In order to study the relationship between surface roughness of rock fracture and seepage mechanism, the rock fracture is divided into several segments along length direction, and the symmetric rough fracture surface is generated by setting random height at the end of each segment. Based on the D2G9 model, which is used for simulating incompressible fluid, the classic Poiseuille flow is verified using the lattice Boltzmann method, the seepage characteristics of rock fracture with different relative roughnesses are calculated, and the influence of surface roughness on the flow state of fluid is discussed. The results show that the fracture wall blocks the flow of fluid, and flow state near wall changes dramatically. At the same time, with the increase of the relative roughness, there are vortices in the local area, where the changes of fracture width are dramatic, which induces the increase of internal friction in the fluid.
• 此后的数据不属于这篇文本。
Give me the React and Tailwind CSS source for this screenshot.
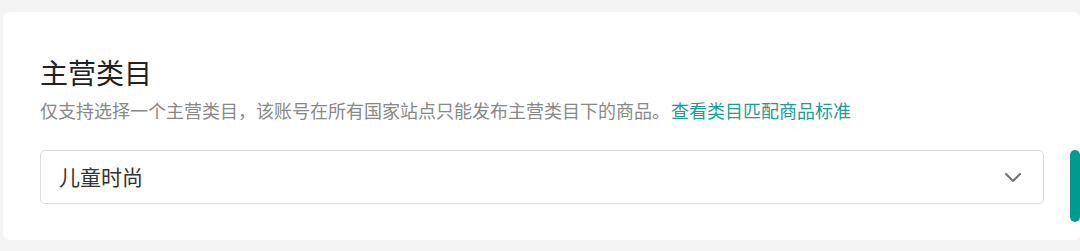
const FONT = { fontFamily: '"Noto Sans CJK SC", "Noto Sans", sans-serif' };

function Chevron() {
    return (
        <svg width="18" height="11" viewBox="0 0 18 11" fill="none" className="text-[#707070]">
            <path d="M2 2 L9 9 L16 2" stroke="currentColor" strokeWidth="2" strokeLinecap="round" strokeLinejoin="round" />
        </svg>
    );
}

export default function App() {
    return (
        <div className="w-[1080px] h-[251px] bg-[#f4f4f4] pt-[12px] pl-[3px] overflow-hidden" style={FONT}>
            <div className="relative w-[1077px] bg-white rounded-[6px] pl-[37px] pr-[36px] pt-[40px] pb-[36px]">
                <h2 className="text-[28px] leading-[40px] text-[#222] font-normal">主营类目</h2>
                <p className="mt-[5px] text-[18px] leading-[26px] text-[#888]">
                    仅支持选择一个主营类目，该账号在所有国家站点只能发布主营类目下的商品。
                    <a className="ml-[1px] text-[#1a9d95] cursor-pointer">查看类目匹配商品标准</a>
                </p>
                <div className="mt-[27px] h-[54px] border border-[#dcdcdc] rounded-[5px] flex items-center justify-between pl-[18px] pr-[21px]">
                    <span className="text-[21px] text-[#333]">儿童时尚</span>
                    <Chevron />
                </div>
                <div className="absolute right-0 top-[138px] w-[10px] h-[72px] rounded-full bg-[#009b90]" />
            </div>
        </div>
    );
}
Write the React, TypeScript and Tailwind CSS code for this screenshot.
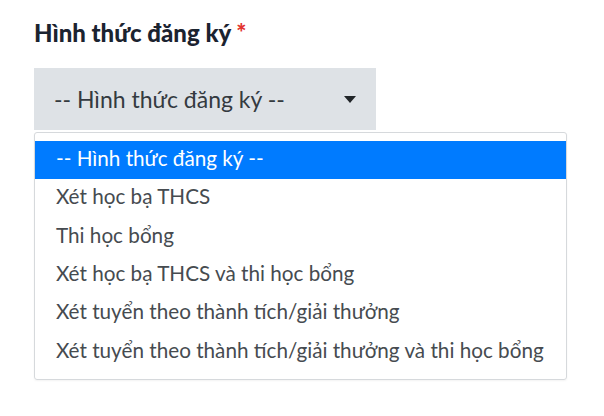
import React from 'react';

const options = [
  '-- Hình thức đăng ký --',
  'Xét học bạ THCS',
  'Thi học bổng',
  'Xét học bạ THCS và thi học bổng',
  'Xét tuyển theo thành tích/giải thưởng',
  'Xét tuyển theo thành tích/giải thưởng và thi học bổng',
];

const App: React.FC = () => {
  return (
    <div className="w-[604px] h-[416px] bg-white pl-[34px] pt-[18px] font-['Lato','Liberation_Sans',sans-serif]">
      {/* Label */}
      <label className="block text-[24px] leading-[30px] font-black text-[#1b2330]">
        Hình thức đăng ký <span className="text-[#e3342f]">*</span>
      </label>

      {/* Select */}
      <div className="mt-[20px] w-[342px] h-[62px] bg-[#dee2e6] flex items-center justify-between pl-[20px] pr-[20px]">
        <span className="text-[23px] text-[#343a40]">-- Hình thức đăng ký --</span>
        <svg width="12" height="7" viewBox="0 0 12 7" className="text-[#212529]">
          <path d="M0 0h12L6 7z" fill="currentColor" />
        </svg>
      </div>

      {/* Dropdown list */}
      <div className="mt-[2px] w-[533px] border border-[#d6d9dc] rounded-[3px] py-[8px] shadow-[0_1px_2px_rgba(0,0,0,0.05)]">
        {options.map((opt, i) => (
          <div
            key={opt}
            className={`h-[38.3px] flex items-center pl-[21px] pb-[3px] text-[20.7px] ${
              i === 0 ? 'bg-[#007bff] text-white' : 'text-[#464b50]'
            }`}
          >
            {opt}
          </div>
        ))}
      </div>
    </div>
  );
};

export default App;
Under the equal flow discharge of section in unit time and average fracture width, the present numerical solution is compared with the theoretical one of multi-parallel plate. Because the multi-parallel plate theory neglects the partial pressure drop caused by changes of fracture width, the maximum error of the pressure drop in the middle section is 15.2% less than the numerical solution for fracture scheme with relative roughness δ=0.01674. When the relative roughness is small, the pressure in the middle of fracture is similar to that of the smooth plate model, and the trend is almost linear. The pressure deviates from the line direction with the increase of relative roughness, and the changes are larger at the section, where the fracture width changes from narrowness to broadness suddenly.